As you may have expected, Killers isn’t the most original film. We’ve seen this premise done quite a few times and better in almost all cases. This doesn’t mean this film is devoid of laughs. It’s got some funny scenes and moments, and a couple of well-matched leads that make this movie a bit more than it deserves to be. Alas, it’s clear the negatives outweigh the positives. It’s never consistently funny. It’s good-natured and light-hearted, but it’s not nearly as funny or interesting as it needs to be.

Also, not enough happens.

We start out with some international flavor to open the film but when we’re in the middle of the story and in the more intense moments, it’s all in suburbia. Most of the action takes place either in the neighborhood or somewhere in this small town. No exciting locations or set pieces are used whatsoever. This was probably because the writers wanted to set this film apart from other similarly themed films, trying to make extraordinary things happen in this ordinary place. If this was the goal, I understand because it’s admirable to attempt this. Unfortunately, they don’t pull it off. It’s a respectable idea, but nothing truly big happens to where it seemed like the idea was worth it. There was nothing impressive regarding the action sequences. It was very “been there, done that”. Part of the issue could be rooted in the fact that there’s never a single moment where I think these characters don’t survive the situation they’re in. Obviously, I would like them to survive, but you have to tease me a bit, so I get excited as a viewer. The climax didn’t even feel like the big moment it should’ve been either. I’m not asking for some gritty, brutal fight that pushes into R-rated territory, I’m just asking for something bigger. I needed more tension, especially for an ending to a film about assassins.

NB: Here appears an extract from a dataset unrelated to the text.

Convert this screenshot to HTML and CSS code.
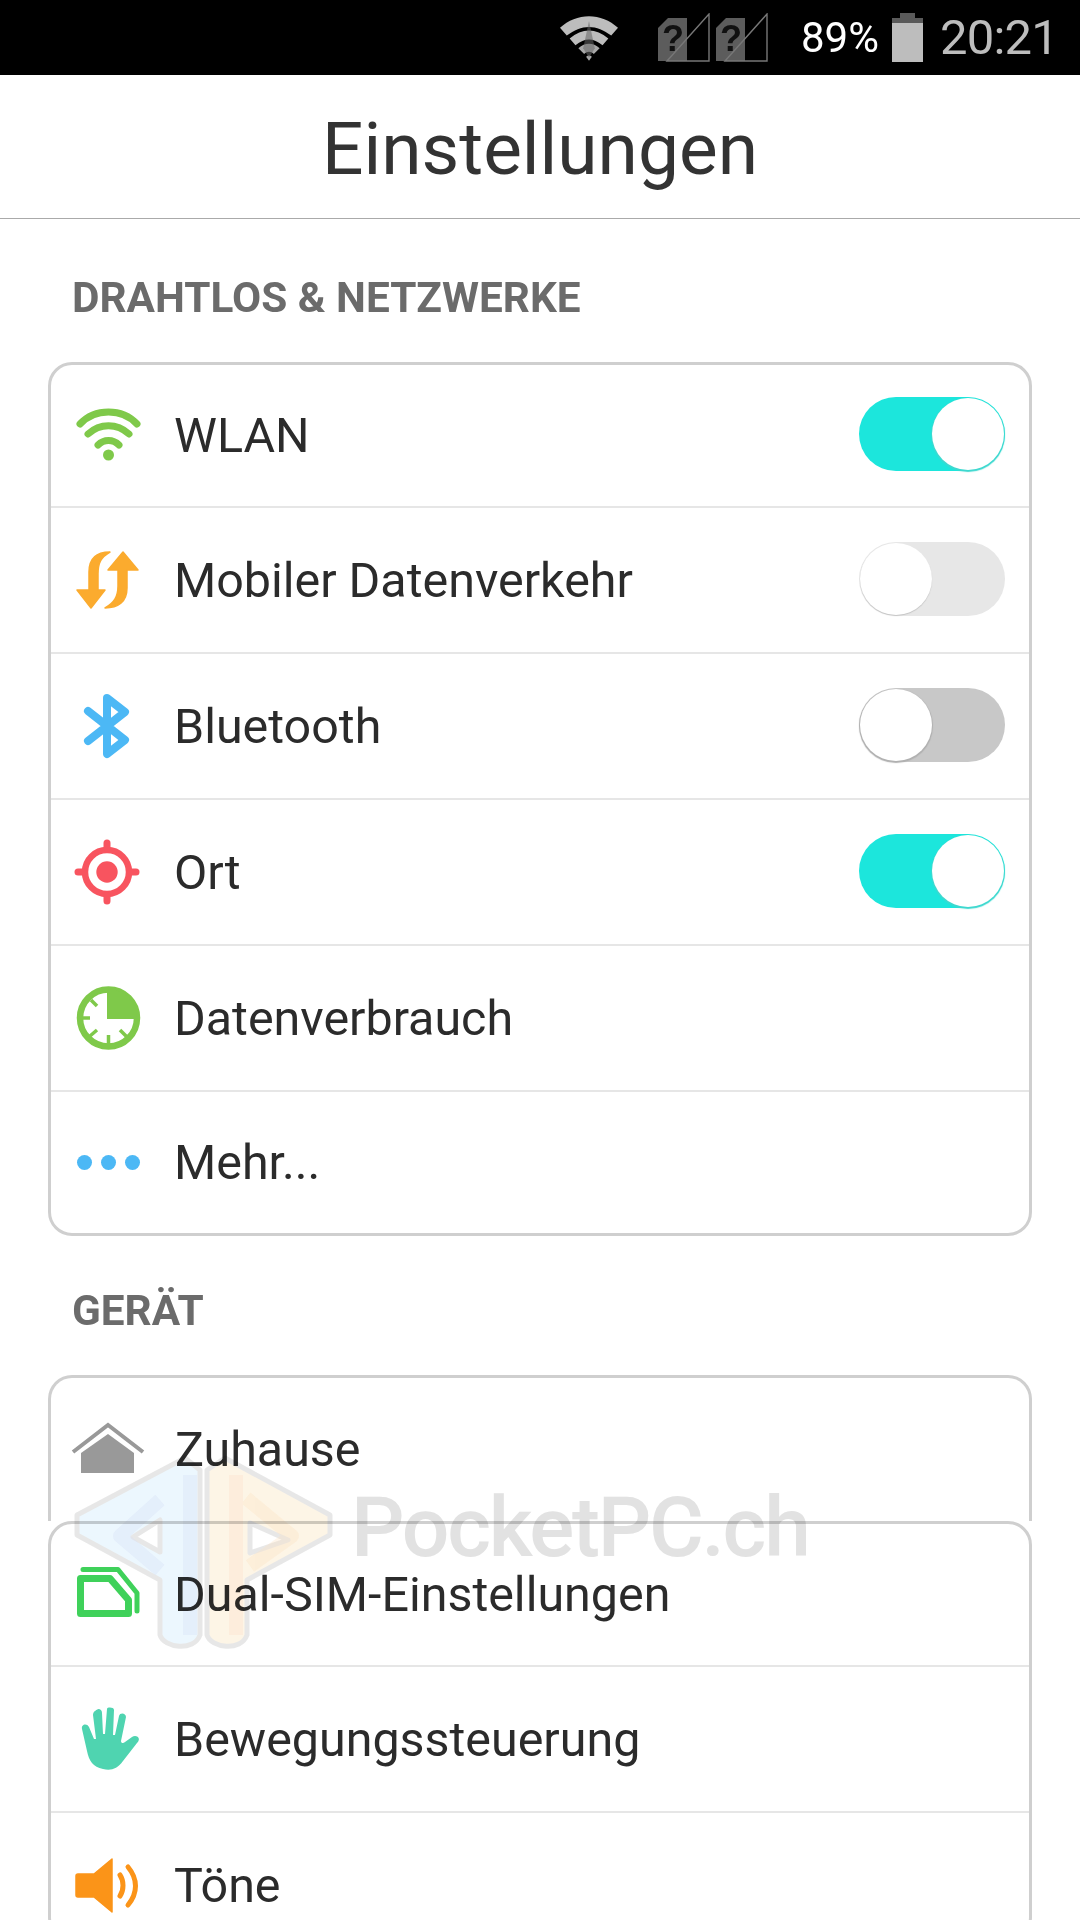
FILE: index.html
```html
<!DOCTYPE html>
<html lang="de">
<head>
    <meta charset="UTF-8">
    <meta name="viewport" content="width=device-width, initial-scale=1.0">
    <title>Einstellungen</title>
    <link rel="stylesheet" href="styles.css">
</head>
<body>
    <div class="statusBar">
        <svg class="statusWifi" viewBox="0 0 60 47">
            <path d="M0 13C17 -3 43 -3 60 13L53 21C38 9 22 9 7 21Z" fill="#bdbdbd"/>
            <path d="M10 24C23 13 37 13 50 24L44 31C34 23 26 23 16 31Z" fill="#bdbdbd"/>
            <path d="M19 34C26 28 34 28 41 34L35 40C32 37 28 37 25 40Z" fill="#a8a8a8"/>
            <path d="M27 43C29 41 31 41 33 43L30 47Z" fill="#a8a8a8"/>
            <path d="M30 6L36 34L30 44L24 34Z" fill="#666" opacity="0.55"/>
        </svg>
        <svg class="statusSim" viewBox="0 0 52 49">
            <path d="M10 5H29V48H0V15Z" fill="#5c5c5c"/>
            <path d="M9 48L51 1V48Z" fill="none" stroke="#777" stroke-width="1.4"/>
            <text x="4" y="38" class="simMark">?</text>
        </svg>
        <svg class="statusSim" viewBox="0 0 52 49">
            <path d="M10 5H29V48H0V15Z" fill="#5c5c5c"/>
            <path d="M9 48L51 1V48Z" fill="none" stroke="#777" stroke-width="1.4"/>
            <text x="4" y="38" class="simMark">?</text>
        </svg>
        <span class="statusPercent">89%</span>
        <svg class="statusBattery" viewBox="0 0 31 49">
            <path d="M8 0H23V5H31V49H0V5H8Z" fill="#bdbdbd"/>
            <path d="M8 0H23V5H31V10H0V5H8Z" fill="#5a5a5a"/>
        </svg>
        <span class="statusTime">20:21</span>
    </div>

    <div class="titleBar">Einstellungen</div>

    <div class="screen">
        <h2 class="sectionLabel">DRAHTLOS &amp; NETZWERKE</h2>
        <div class="card">
            <div class="row">
                <svg class="rowIcon" viewBox="0 0 64 64">
                    <g fill="none" stroke="#7fc94a" stroke-width="7" stroke-linecap="round">
                        <path d="M5 20C20 4 47 4 62 20"/>
                        <path d="M13 30C25 19 42 19 54 30"/>
                        <path d="M23 41C29 35 38 35 44 41"/>
                    </g>
                    <circle cx="33.5" cy="51" r="5.5" fill="#7fc94a"/>
                </svg>
                <span class="rowText">WLAN</span>
                <div class="toggle toggleOn"><div class="knob"></div></div>
            </div>
            <div class="row">
                <svg class="rowIcon" viewBox="0 0 64 64">
                    <g fill="#fbab2e" stroke="#fbab2e" stroke-width="1.5" stroke-linejoin="round">
                        <path d="M35 4C22 4 14 10 14 24V42H2L16 60L30 42H23V26C23 15 26 9 35 4Z"/>
                        <path d="M30 60C43 60 52 54 52 40V22H63L48 4L33 22H43V38C43 49 39 55 30 60Z"/>
                    </g>
                </svg>
                <span class="rowText">Mobiler Datenverkehr</span>
                <div class="toggle toggleLight"><div class="knob"></div></div>
            </div>
            <div class="row">
                <svg class="rowIcon" viewBox="0 0 64 64">
                    <path d="M13 17L50 46L32 60V4L50 18L13 47" fill="none" stroke="#4cb8f5" stroke-width="8" stroke-linecap="round" stroke-linejoin="round"/>
                </svg>
                <span class="rowText">Bluetooth</span>
                <div class="toggle toggleOff"><div class="knob"></div></div>
            </div>
            <div class="row">
                <svg class="rowIcon" viewBox="0 0 64 64">
                    <circle cx="32" cy="32" r="22" fill="none" stroke="#f8545f" stroke-width="6.5"/>
                    <circle cx="32" cy="32" r="10.7" fill="#f8545f"/>
                    <g stroke="#f8545f" stroke-width="7" stroke-linecap="round">
                        <path d="M32 3V8"/><path d="M32 56V61"/><path d="M3 32H8"/><path d="M56 32H61"/>
                    </g>
                </svg>
                <span class="rowText">Ort</span>
                <div class="toggle toggleOn"><div class="knob"></div></div>
            </div>
            <div class="row">
                <svg class="rowIcon" viewBox="0 0 64 64">
                    <circle cx="33.5" cy="32" r="28.5" fill="none" stroke="#7fc94a" stroke-width="6.5"/>
                    <path d="M32 3A29 29 0 0 1 62 33H32Z" fill="#7fc94a"/>
                    <g stroke="#7fc94a" stroke-width="3.5">
                        <path d="M33.5 49V60"/><path d="M16 14L22 20"/><path d="M52 51L45 44"/><path d="M15 50L22 44"/><path d="M6 32H15"/>
                    </g>
                </svg>
                <span class="rowText">Datenverbrauch</span>
            </div>
            <div class="row">
                <div class="rowDots"><i></i><i></i><i></i></div>
                <span class="rowText">Mehr...</span>
            </div>
        </div>

        <h2 class="sectionLabel">GERÄT</h2>
        <div class="card cardCut">
            <div class="row">
                <svg class="rowIcon iconWide" viewBox="0 0 72 64">
                    <path d="M1 34L36 7L71 34" fill="none" stroke="#999" stroke-width="4"/>
                    <path d="M36 16L62 35V55H9V35Z" fill="#999"/>
                </svg>
                <span class="rowText">Zuhause</span>
            </div>
        </div>
        <div class="card cardOver">
            <div class="row">
                <svg class="rowIcon" viewBox="0 0 64 64">
                    <path d="M8 6.5H43L62 30V48" fill="none" stroke="#3fd15a" stroke-width="5" stroke-linecap="round" stroke-linejoin="round"/>
                    <path d="M5.5 15.5H35L53.5 37V50.5H5.5Z" fill="#fff" stroke="#3fd15a" stroke-width="7" stroke-linejoin="round"/>
                </svg>
                <span class="rowText">Dual-SIM-Einstellungen</span>
            </div>
            <div class="row">
                <svg class="rowIcon" viewBox="0 0 64 64">
                    <path transform="translate(2 0)" d="M21 2C24 2 25 4 25 6L26 27H28L30 2C30 0 37 0 37 3L36 28H38L42 9C43 5 49 6 49 10L44 34C44 36 46 37 48 35L55 30C59 27 65 31 60 36L46 54C40 62 34 64 26 62C16 60 12 54 10 44L5 22C4 17 10 16 12 20L17 32H19L16 8C16 4 20 3 21 2Z" fill="#4fd4b0"/>
                </svg>
                <span class="rowText">Bewegungssteuerung</span>
            </div>
            <div class="row">
                <svg class="rowIcon" viewBox="0 0 64 64">
                    <path d="M37 6V59L19 44H3C2 44 1 43 1 42V23C1 22 2 21 3 21H19Z" fill="#fb9418" stroke="#fb9418" stroke-width="1.5" stroke-linejoin="round"/>
                    <path d="M45 22C49 28 49 37 45 43M53 14C63 26 63 40 53 52" fill="none" stroke="#fb9418" stroke-width="5" stroke-linecap="round"/>
                </svg>
                <span class="rowText">Töne</span>
            </div>
        </div>
    </div>

    <!-- watermark lies over the rows -->
    <div class="watermark">
        <svg class="watermarkLogo" viewBox="0 0 300 230">
            <g stroke="#e2e2e2" stroke-width="5" stroke-linejoin="round" fill-rule="evenodd" opacity="0.8">
                <path d="M125 28L17 85V105L100 150V205C104 218 134 222 140 205V40ZM73 107L100 90V122Z" fill="#e8f6fe"/>
                <path d="M165 28L270 85V105L187 150V205C181 222 151 218 147 205V40ZM190 93L228 110L190 123Z" fill="#fdf3e0"/>
            </g>
            <g fill="none" stroke-width="14" stroke-linejoin="round" opacity="0.35">
                <path d="M100 70L60 106L100 140" stroke="#d5def5"/>
                <path d="M186 68L232 106L190 136" stroke="#fbe3c2"/>
                <path d="M130 45V205" stroke="#d5def5"/>
                <path d="M176 45V205" stroke="#fbdcc8"/>
            </g>
        </svg>
        <span class="watermarkText">PocketPC.ch</span>
    </div>
</body>
</html>
```

FILE: styles.css
```css
*{
    box-sizing: border-box;
}

body{
    margin:0;
    height:1920px;
    overflow:hidden;
    position:relative;
    background:#fff;
    font-family:Roboto, "Liberation Sans", sans-serif;
    color:#2b2b2b;
}

.statusBar{
    height:75px;
    background:#000;
    display:flex;
    align-items:center;
    justify-content:flex-end;
    padding:0 22px 0 0;
}

.statusWifi{
    width:58px;
    height:46px;
    margin-right:40px;
    margin-bottom:0;
}

.statusSim{
    width:52px;
    height:49px;
    margin-right:6px;
    margin-bottom:1px;
}

.simMark{
    font-family:"Liberation Sans", sans-serif;
    font-size:36px;
    font-weight:700;
    fill:#111;
}

.statusPercent{
    color:#fff;
    font-size:42px;
    margin-left:27px;
    margin-right:13px;
}

.statusBattery{
    width:31px;
    height:49px;
    margin-bottom:1px;
    margin-right:17px;
}

.statusTime{
    color:#bdbdbd;
    font-size:49px;
    letter-spacing:-0.8px;
}

.titleBar{
    height:144px;
    border-bottom:1px solid #aaa;
    padding-top:4px;
    display:flex;
    align-items:center;
    justify-content:center;
    font-size:73px;
    color:#333;
}

.screen{
    padding:4px 48px 0;
}

.sectionLabel{
    margin:0;
    height:139px;
    padding:52px 0 0 24px;
    font-size:42.3px;
    line-height:46px;
    font-weight:700;
    color:#6b6b6b;
}

.card{
    border:3px solid #cfcfcf;
    border-radius:24px;
    background:#fff;
    overflow:hidden;
}

.cardCut{
    height:146px;
    border-bottom:none;
    border-bottom-left-radius:0;
    border-bottom-right-radius:0;
}

.cardOver{
    height:420px;
}

.row{
    height:146px;
    display:flex;
    align-items:center;
    border-top:2px solid #e6e6e6;
    padding:0 24px;
}

.row:first-child{
    height:141px;
    border-top:none;
}

.row:last-child{
    height:143px;
}

.cardOver .row:last-child{
    height:146px;
}

.rowIcon{
    width:64px;
    height:64px;
    flex:none;
    overflow:visible;
}

.iconWide{
    width:72px;
    margin:0 -4px 0 -3px;
}

.rowDots{
    width:63px;
    margin:0 -1px 0 2px;
    display:flex;
    justify-content:space-between;
    flex:none;
}

.rowDots i{
    width:15px;
    height:15px;
    border-radius:50%;
    background:#4cb8f5;
}

.rowText{
    margin-left:35px;
    font-size:48.4px;
    flex:1;
}

.toggle{
    width:146px;
    height:74px;
    margin-bottom:3px;
    border-radius:37px;
    display:flex;
    align-items:center;
    padding:1px;
}

.knob{
    width:72px;
    height:72px;
    border-radius:50%;
    background:#fff;
}

.toggleOn{
    background:#1ce6dc;
    justify-content:flex-end;
}

.toggleOn .knob{
    box-shadow:0 1px 1px 1px #3fd8cf;
}

.toggleLight{
    background:#e7e7e7;
}

.toggleLight .knob{
    box-shadow:0 1px 1px 0 #c4c4c4;
}

.toggleOff{
    background:#c8c8c8;
}

.toggleOff .knob{
    box-shadow:0 1px 1px 1px #b0b0b0;
}

.watermark{
    position:absolute;
    left:60px;
    top:1430px;
    display:flex;
    align-items:center;
    pointer-events:none;
    mix-blend-mode:multiply;
}

.watermarkLogo{
    width:300px;
    height:230px;
    flex:none;
}

.watermarkText{
    margin-left:-9px;
    margin-bottom:34px;
    font-size:84px;
    line-height:0.95;
    font-weight:500;
    letter-spacing:-2.3px;
    color:#e2e2e2;
}
```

In the end, we get hit with this wild twist that despite the big reveal, felt sort of anticlimactic because you knew they weren’t going to go any further than that. I think this hurt the film as well. It was an interesting twist, but the conclusion the characters come up with felt too simple, making me think “That was it?”.

To make a simple action comedy fulfill its entertainment value, you have to go over-the-top with the action, or the comedy and the dialogue have to make up for the action’s shortcomings. In a perfect world, you get both, but the bar was low with Killers. Even then, they failed on both accounts. Along with my many issues with the run-of-the-mill action sequences, there was nothing truly engaging about the characters or the conversations between them. There are still some laughs, and there’s still some entertaining moments, but my problem is how satisfied they were with being average. They didn’t try as hard as they could’ve with the concept, or the characters and their relationship, and it showed.

I wasn’t mad, just disappointed.

Killers is a light-hearted action comedy that was just a little too basic for its own good. Though it may be entertaining for some simple viewers that don’t complain too much, taking zero chances hurt the potential of the movie. It just comes and goes and that’s it. It’s fun at times, but just not fun enough unfortunately.